Der SABC gegenüber erklärte er auf die Frage, ob man sich auf einen Zeitpunkt vorbereiten solle, an dem die EFF die Weißen aus Südafrika vertreiben wolle: »Das weiß ich nicht, ich bin kein Prophet.« Ins Meer getrieben solle zumindest derzeit niemand werden, führte er aus, um dann die Brücke zum eigentlichen Problem zu schlagen: »Lasst uns das Land friedlich an seine rechtmäßigen Besitzer zurückgeben.« Und wenn es dazu nicht kommt? Auch der ANC habe lange versucht, Südafrika friedlich zu verändern, erklärte Malema vielsagend. Die Befreiungsbewegung sei dann aber zum bewaffneten Kampf übergegangen.

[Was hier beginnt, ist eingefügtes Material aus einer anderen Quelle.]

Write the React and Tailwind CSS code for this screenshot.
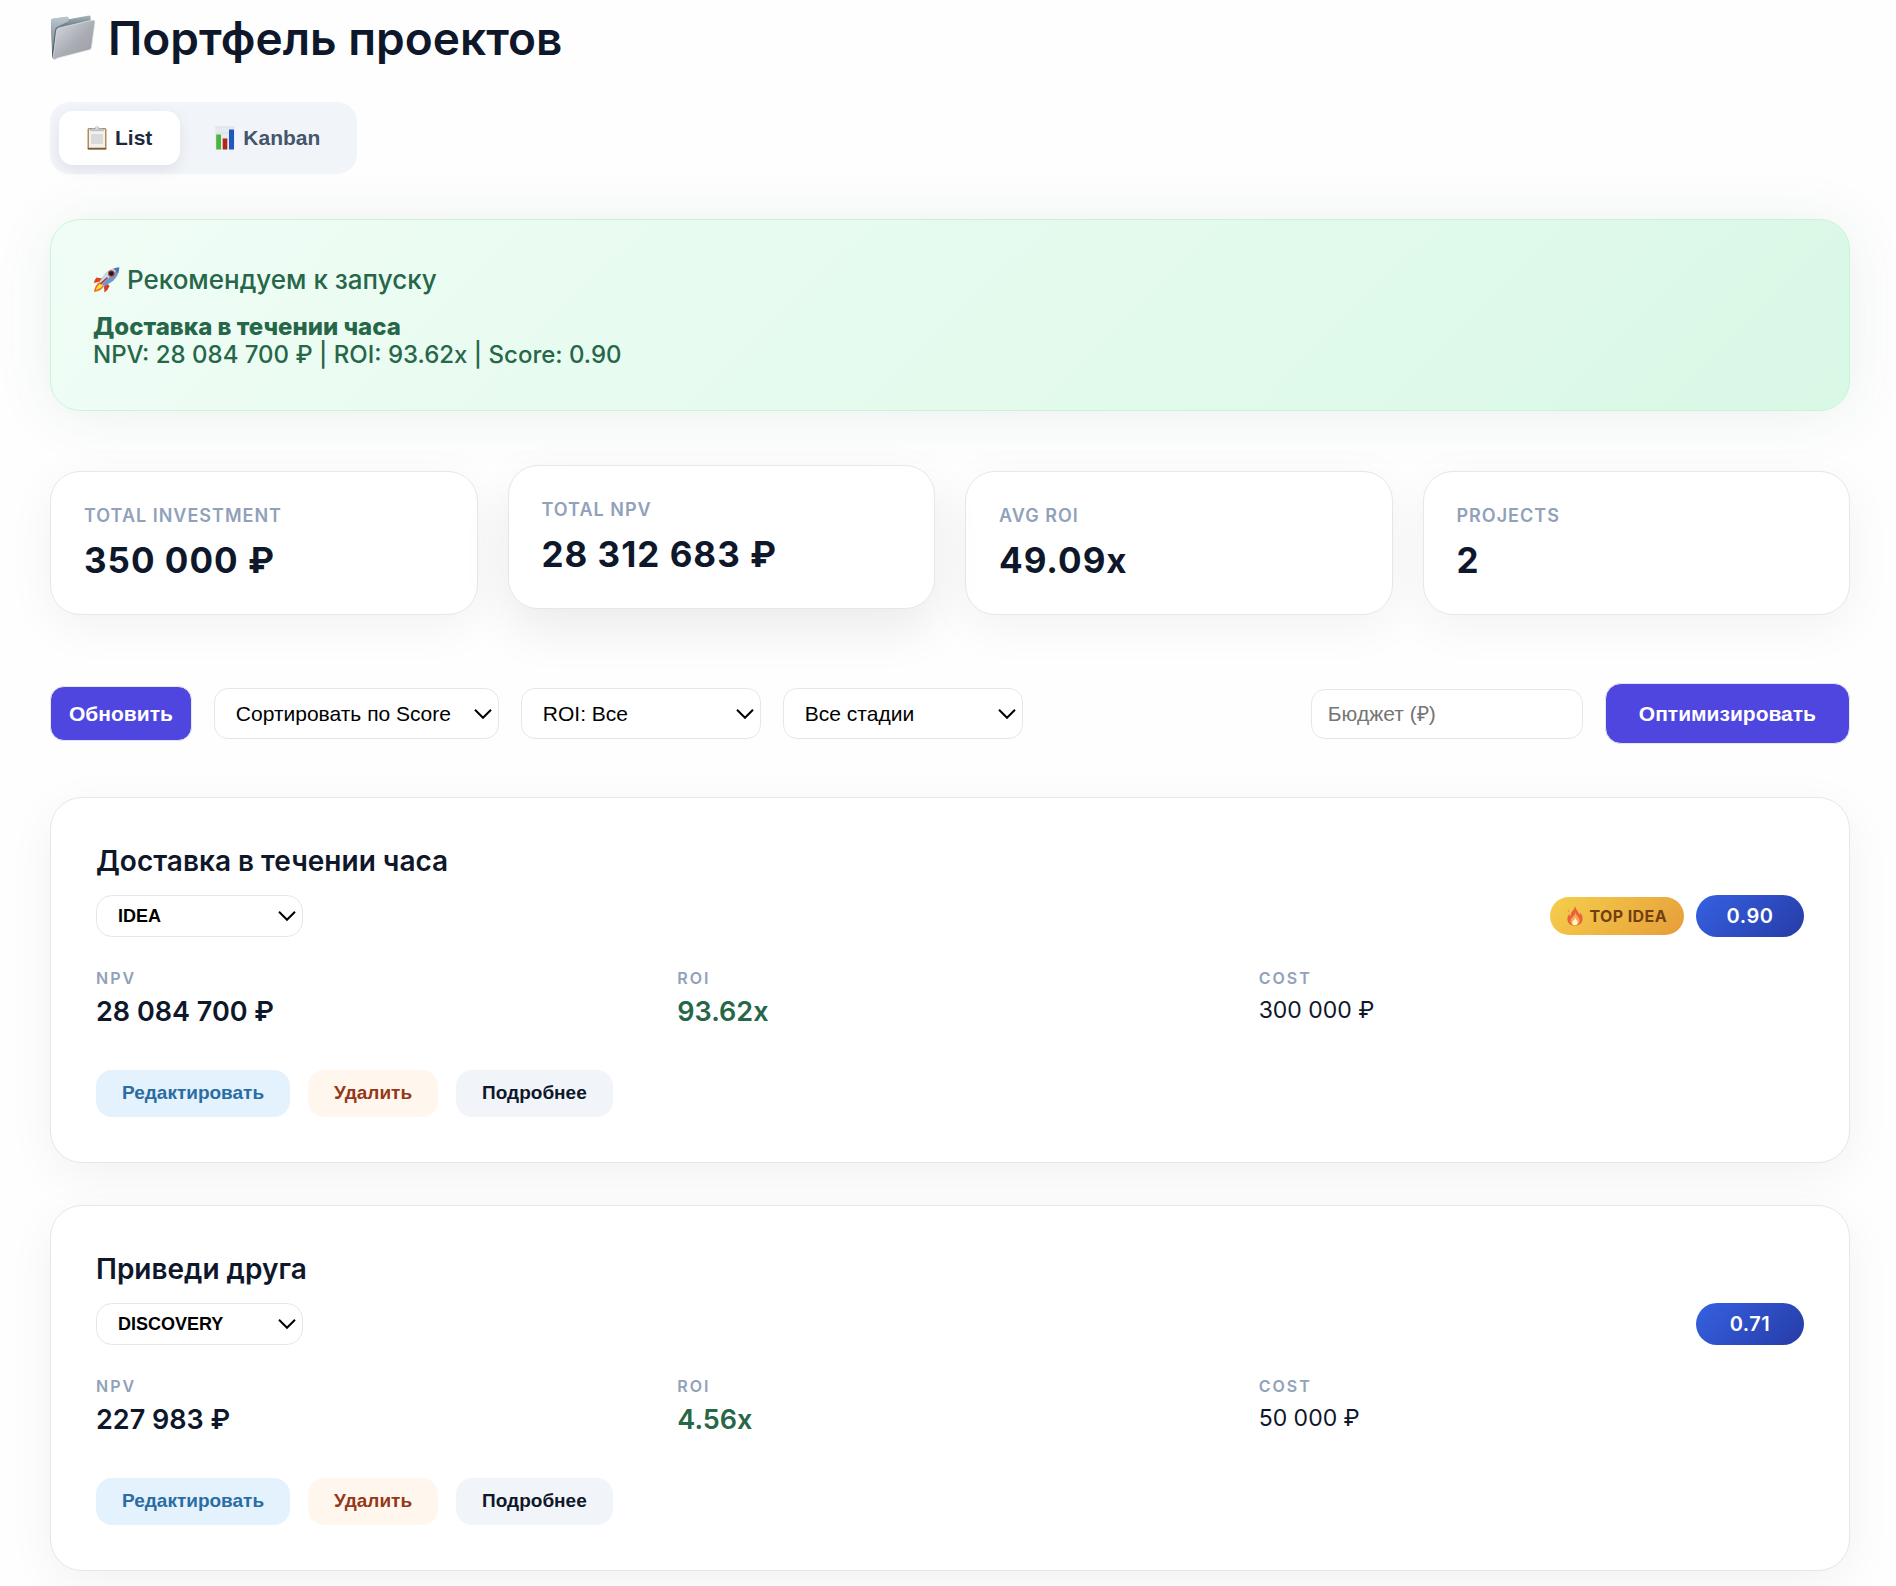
import { useState } from "react"

const stats = [
  { label: "Total investment", value: "350 000 ₽" },
  { label: "Total NPV", value: "28 312 683 ₽", raised: true },
  { label: "Avg ROI", value: "49.09x" },
  { label: "Projects", value: "2" },
]

const projects = [
  { id: 1, name: "Доставка в течении часа", stage: "IDEA", npv: "28 084 700 ₽", roi: "93.62x", cost: "300 000 ₽", score: "0.90", top: true },
  { id: 2, name: "Приведи друга", stage: "DISCOVERY", npv: "227 983 ₽", roi: "4.56x", cost: "50 000 ₽", score: "0.71", top: false },
]

const stages = ["IDEA", "DISCOVERY", "DELIVERY", "DONE"]

function FolderIcon({ className }) {
  return (
    <svg viewBox="0 0 46 48" className={className} aria-hidden="true">
      <defs>
        <linearGradient id="folderBack" x1="0" y1="0" x2="0" y2="1">
          <stop offset="0" stopColor="#a9b7bf" />
          <stop offset="0.3" stopColor="#5e6e7a" />
          <stop offset="1" stopColor="#3f4b55" />
        </linearGradient>
        <linearGradient id="folderTab" x1="0" y1="0" x2="0" y2="1">
          <stop offset="0" stopColor="#bcc7cd" />
          <stop offset="1" stopColor="#6d7c87" />
        </linearGradient>
        <linearGradient id="folderFront" x1="0" y1="0" x2="1" y2="1">
          <stop offset="0" stopColor="#d9dde3" />
          <stop offset="0.55" stopColor="#a9adb3" />
          <stop offset="1" stopColor="#999da3" />
        </linearGradient>
      </defs>
      <path d="M1 6.5 Q1 5.2 2.5 4.8 L16.5 2.8 Q18 2.6 18.4 4 L18.8 5.2 L39 1.4 Q40.6 1.3 40.6 3 L40.6 11 L6 45 Q3 46 2.2 43 Z" fill="url(#folderBack)" />
      <path d="M1 6.5 Q1 5.2 2.5 4.8 L16.5 2.8 Q18 2.6 18.4 4 L18.8 7 L7 13 Q5.4 14 5 16 L2.4 39 Z" fill="url(#folderTab)" />
      <path d="M8.8 14 L43 6 Q45.3 5.8 45 8 L41.5 33.5 Q41.2 35.3 39.5 35.8 L5 44.8 Q3 45 3.2 43 L6.6 16.4 Q7 14.5 8.8 14 Z" fill="url(#folderFront)" stroke="#e5e8ec" strokeWidth="0.7" />
    </svg>
  )
}

function ClipboardIcon({ className }) {
  return (
    <svg viewBox="0 0 20 24" className={className} aria-hidden="true">
      <rect x="0.5" y="2" width="19" height="21.5" rx="1.5" fill="#b08d57" />
      <rect x="0.5" y="22" width="19" height="1.6" rx="0.8" fill="#7b5b31" />
      <rect x="2" y="3.4" width="16" height="18.2" fill="#f1f1f1" />
      <rect x="4" y="8" width="12" height="10" fill="#dadada" />
      <path d="M3.4 4.8 L4.4 2.6 H8 Q8.2 0.5 10 0.5 Q11.8 0.5 12 2.6 H15.6 L16.6 4.8 Z" fill="#c4c7cb" stroke="#9b9ea3" strokeWidth="0.4" />
      <circle cx="10" cy="2" r="0.8" fill="#ffffff" />
    </svg>
  )
}

function ChartIcon({ className }) {
  return (
    <svg viewBox="0 0 20 24" className={className} aria-hidden="true">
      <rect x="0.3" y="0.5" width="19.4" height="23" fill="#e6ebf2" />
      <path d="M0.3 1 H19.7 M0.3 7 H19.7 M0.3 13 H19.7" stroke="#ccd3dc" strokeWidth="0.5" />
      <rect x="1.2" y="8.5" width="4.8" height="15" fill="#4fb53a" />
      <rect x="7.7" y="12.5" width="4.6" height="11" fill="#b3261e" />
      <rect x="14" y="3.5" width="5" height="20" fill="#2257bf" />
    </svg>
  )
}

function RocketIcon({ className }) {
  return (
    <svg viewBox="0 0 27 26" className={className} aria-hidden="true">
      <path d="M9.5 11.5 L3.5 10.5 Q1.5 12.5 0.8 16 L7 14.5 Z" fill="#e2431e" />
      <path d="M14 16.5 L16.5 19 Q15 23 11.5 25.5 L11 19.5 Z" fill="#d93a1c" />
      <path d="M7 15 Q2 17.5 1 25 Q8.5 24 11 19 Z" fill="#f26a1b" />
      <path d="M7.5 16.5 Q4 18.5 2.8 23.2 Q7.5 22 10 18.8 Z" fill="#ffe04a" />
      <path d="M26.3 0.6 Q18 0.8 12.5 6.5 L6.5 14.5 L11.5 19.6 L20 14 Q26 8.5 26.3 0.6 Z" fill="#7396c8" />
      <path d="M26.3 0.6 Q18 0.8 12.5 6.5 L6.5 14.5 L9 17 L21 6 Z" fill="#c9d9ec" />
      <path d="M26.3 0.6 Q23 0.7 20.4 1.7 L25.1 6.2 Q26.2 3.5 26.3 0.6 Z" fill="#5077b4" />
      <circle cx="18.3" cy="6.5" r="3.3" fill="#c9402a" />
      <circle cx="18.3" cy="6.5" r="2.3" fill="#191c24" />
      <path d="M8 16.5 L14 11" stroke="#a13325" strokeWidth="1.5" strokeLinecap="round" />
    </svg>
  )
}

function FireIcon({ className }) {
  return (
    <svg viewBox="0 0 16 20" className={className} aria-hidden="true">
      <path d="M8.2 0.3 Q8.8 3.5 11 6 Q12.4 7.6 12.6 9 Q13.4 8.2 13.3 6.6 Q16 10 15.6 13.5 Q14.8 19.6 8 19.8 Q1 19.6 0.4 13.8 Q0.2 10.5 2.2 8 Q2.4 9.6 3.4 10.2 Q3.4 7 5.6 4.8 Q7.8 2.6 8.2 0.3 Z" fill="#e8603f" />
      <path d="M8.6 6.5 Q9 9 11 10.8 Q13.2 13 12.6 15.6 Q11.6 19.4 8 19.4 Q4 19.2 3.4 15.6 Q3 13.2 5.4 11.2 Q8.2 9 8.6 6.5 Z" fill="#f9a94c" />
      <path d="M8.2 11.5 Q8.6 13 10 14.4 Q11.4 16 10.4 17.8 Q9.6 19.3 8 19.3 Q5.8 19.2 5.2 17.4 Q4.8 15.8 6.4 14.4 Q8 13.2 8.2 11.5 Z" fill="#fff6c4" />
      <path d="M1.6 3.6 Q2.6 5 1.6 6.4 Q0.6 5.2 1.6 3.6 Z" fill="#ee7a4f" />
    </svg>
  )
}

function Select({ label, options, defaultValue, className }) {
  return (
    <div className="grid items-center">
      <select
        aria-label={label}
        defaultValue={defaultValue}
        className={`col-start-1 row-start-1 appearance-none border border-slate-200 bg-white text-black ${className}`}
      >
        {options.map((option) => (
          <option key={option}>{option}</option>
        ))}
      </select>
      <svg
        viewBox="0 0 18 10"
        className="col-start-1 row-start-1 mr-[7px] h-2.5 w-[18px] justify-self-end pointer-events-none"
        fill="none"
        stroke="#000000"
        strokeWidth="2"
        aria-hidden="true"
      >
        <path d="M1 0.8 L9 8.8 L17 0.8" />
      </svg>
    </div>
  )
}

function StatCard({ label, value, raised }) {
  return (
    <div
      className={`rounded-[30px] border border-slate-200 bg-white px-[33px] py-[30px] ${
        raised
          ? "-translate-y-1.5 shadow-[0_20px_50px_rgba(0,0,0,0.08)]"
          : "shadow-[0_12px_48px_rgba(0,0,0,0.05)]"
      }`}
    >
      <div className="text-lg leading-7 font-semibold tracking-[1px] text-slate-400 uppercase">{label}</div>
      <div className="mt-1.5 text-[35px] leading-12 font-bold tracking-[1px]">{value}</div>
    </div>
  )
}

function Metric({ label, children }) {
  return (
    <div>
      <div className="text-base leading-5 font-semibold tracking-[2px] text-slate-400">{label}</div>
      {children}
    </div>
  )
}

function ProjectCard({ project }) {
  return (
    <article className="rounded-[32px] border border-slate-200 bg-white p-[45px] shadow-[0_12px_48px_rgba(0,0,0,0.05)]">
      <h2 className="text-[28px] leading-9 font-semibold">{project.name}</h2>
      <div className="mt-4 flex items-center justify-between">
        <Select
          label="Стадия"
          options={stages}
          defaultValue={project.stage}
          className="h-[42px] w-[207px] rounded-2xl pl-[21px] font-[Liberation_Sans,sans-serif] text-lg font-bold"
        />
        <div className="flex items-center gap-3">
          {project.top && (
            <span className="flex h-[38px] items-center gap-1.5 rounded-full bg-linear-135 from-[#f5cf4b] to-[#e69d3a] px-[17px] text-base font-bold tracking-wide text-[#713f12]">
              <FireIcon className="h-5 w-4" />
              TOP IDEA
            </span>
          )}
          <span className="flex h-[42px] w-[108px] items-center justify-center rounded-full bg-linear-135 from-[#3661e2] to-[#263ca6] text-xl font-semibold tracking-wide text-white">
            {project.score}
          </span>
        </div>
      </div>

      <div className="mt-[31px] grid grid-cols-3 gap-9">
        <Metric label="NPV">
          <div className="mt-2 text-[27px] leading-8 font-semibold">{project.npv}</div>
        </Metric>
        <Metric label="ROI">
          <div className="mt-2 text-[27px] leading-8 font-semibold text-[#276749]">{project.roi}</div>
        </Metric>
        <Metric label="COST">
          <div className="mt-2 text-[23px] leading-7">{project.cost}</div>
        </Metric>
      </div>

      <div className="mt-[42px] flex gap-[18px] font-[Liberation_Sans,sans-serif] text-[19px] font-bold">
        <button className="h-[47px] rounded-2xl bg-[#e3f2fd] px-[26px] text-[#2b6ca3]">Редактировать</button>
        <button className="h-[47px] rounded-2xl bg-[#fff7ed] px-[26px] text-[#953819]">Удалить</button>
        <button className="h-[47px] rounded-2xl bg-slate-100 px-[26px] text-slate-900">Подробнее</button>
      </div>
    </article>
  )
}

export default function App() {
  const [view, setView] = useState("list")

  const tabs = [
    { id: "list", icon: ClipboardIcon, label: "List" },
    { id: "kanban", icon: ChartIcon, label: "Kanban" },
  ]

  return (
    <main className="min-h-screen bg-[#fefefe] pt-2 pr-[46px] pb-4 pl-[50px] font-[Inter,sans-serif] text-slate-900">
      <h1 className="flex items-center gap-3 text-[46px] leading-[60px] font-semibold">
        <FolderIcon className="h-12 w-[46px]" />
        Портфель проектов
      </h1>

      {/* VIEW SWITCH */}
      <div className="mt-[34px] flex w-fit gap-[7px] rounded-[20px] bg-slate-100 p-[9px]">
        {tabs.map((tab) => (
          <button
            key={tab.id}
            onClick={() => setView(tab.id)}
            className={`flex h-[54px] items-center gap-2 rounded-[14px] px-7 font-[Liberation_Sans,sans-serif] text-[21px] font-bold ${
              view === tab.id ? "bg-white text-slate-800 shadow-[0_5px_15px_rgba(0,0,0,0.08)]" : "text-slate-600"
            }`}
          >
            <tab.icon className="h-6 w-5" />
            {tab.label}
          </button>
        ))}
      </div>

      {/* RECOMMENDATION */}
      <section className="mt-[45px] rounded-[30px] border border-[#c6f6d5] bg-linear-135 from-[#f0fdf6] to-[#d9f8e6] px-[42px] pt-[42px] pb-[41px] font-medium text-[#276749] shadow-[0_4px_60px_rgba(39,103,73,0.09)]">
        <h2 className="flex items-center gap-[7px] text-[26px] leading-9">
          <RocketIcon className="h-[26px] w-[27px]" />
          Рекомендуем к запуску
        </h2>
        <p className="mt-[15px] text-2xl leading-7">
          <strong className="font-extrabold">Доставка в течении часа</strong>
          <br />
          NPV: 28 084 700 ₽ | ROI: 93.62x | Score: 0.90
        </p>
      </section>

      <section className="mt-[60px] grid grid-cols-4 gap-[30px]">
        {stats.map((stat) => (
          <StatCard key={stat.label} {...stat} />
        ))}
      </section>

      {/* TOOLBAR */}
      <div className="mt-[68px] flex items-center gap-[22px] font-[Liberation_Sans,sans-serif] text-[21px]">
        <button className="h-[55px] rounded-[14px] border border-slate-200 bg-[#4f46e0] px-[18px] font-bold text-white">
          Обновить
        </button>
        <Select
          label="Сортировка"
          options={["Сортировать по Score", "Сортировать по NPV", "Сортировать по ROI"]}
          className="h-[51px] w-[285px] rounded-[14px] pl-[21px]"
        />
        <Select
          label="Фильтр по ROI"
          options={["ROI: Все", "ROI > 1x", "ROI > 5x"]}
          className="h-[51px] w-[240px] rounded-[14px] pl-[21px]"
        />
        <Select
          label="Фильтр по стадии"
          options={["Все стадии", ...stages]}
          className="h-[51px] w-[240px] rounded-[14px] pl-[21px]"
        />
        <input
          type="text"
          aria-label="Бюджет"
          placeholder="Бюджет (₽)"
          className="ml-auto h-[50px] w-[272px] rounded-[14px] border border-slate-200 bg-white px-4 placeholder:text-[#757575]"
        />
        <button className="h-[61px] rounded-2xl border border-slate-200 bg-[#4f46e0] px-[33px] font-bold text-white">
          Оптимизировать
        </button>
      </div>

      <section className="mt-[53px] flex flex-col gap-[42px]">
        {projects.map((project) => (
          <ProjectCard key={project.id} project={project} />
        ))}
      </section>
    </main>
  )
}
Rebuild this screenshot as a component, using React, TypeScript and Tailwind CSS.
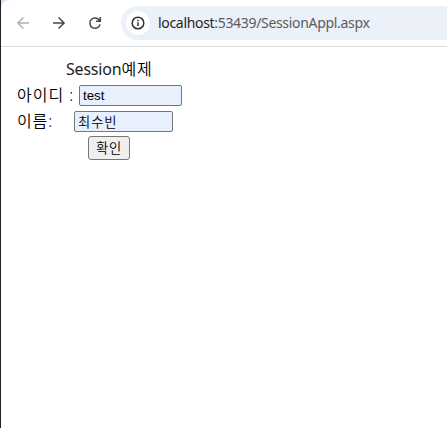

»Man muss ihn als den Kanarienvogel in der Kohlegrube verstehen«, erklärte der Leiter des Instituts für Armut, Land und Agrarstudien an der Universität von Western Cape, Professor Ben Cousins, im Radiosender Cape Talk. Malemas Erfolg sei »ein klares Signal, dass die Menschen unglücklich sind und Landbesetzungen als Möglichkeit sehen könnten«. Die Landreform des ANC komme sehr langsam voran und sei eher ineffektiv. Sie verringere Armut nicht und die landwirtschaftliche Produktion sei noch immer wenig beeindruckend, so Cousins. Ein Großteil des Agrarlandes befindet sich noch immer in Händen einer kleinen Zahl weißer Farmer.

Malemas Worte mögen Südafrika weiter polarisieren, doch die Gründe für die Spaltung hat er nicht geschaffen, sie liegen in den Eigentumsverhältnissen. »Warum sollen unsere Leute zusammengepfercht schlafen, wenn Land brachliegt?«, fragt der EFF-Vorsitzende rhetorisch im Fernsehen. In den Townships findet er damit Gehör, der Prozess gegen ihn wird dort auch als Prozess gegen die Forderung nach radikaler Veränderung gesehen.

Die Entscheidung des Gerichts wurde zur Nebensache: Auf Juni 2017 ist das Verfahren zunächst vertagt worden. Malemas Anwälte wollen Verfassungsklage gegen das Gesetz aus der Apartheid einlegen, nach dem ihr Mandant angeklagt wird. Die EFF wird damit weiter eine Bühne haben und die Landfrage in Südafrika ohnehin auf der Tagesordnung bleiben.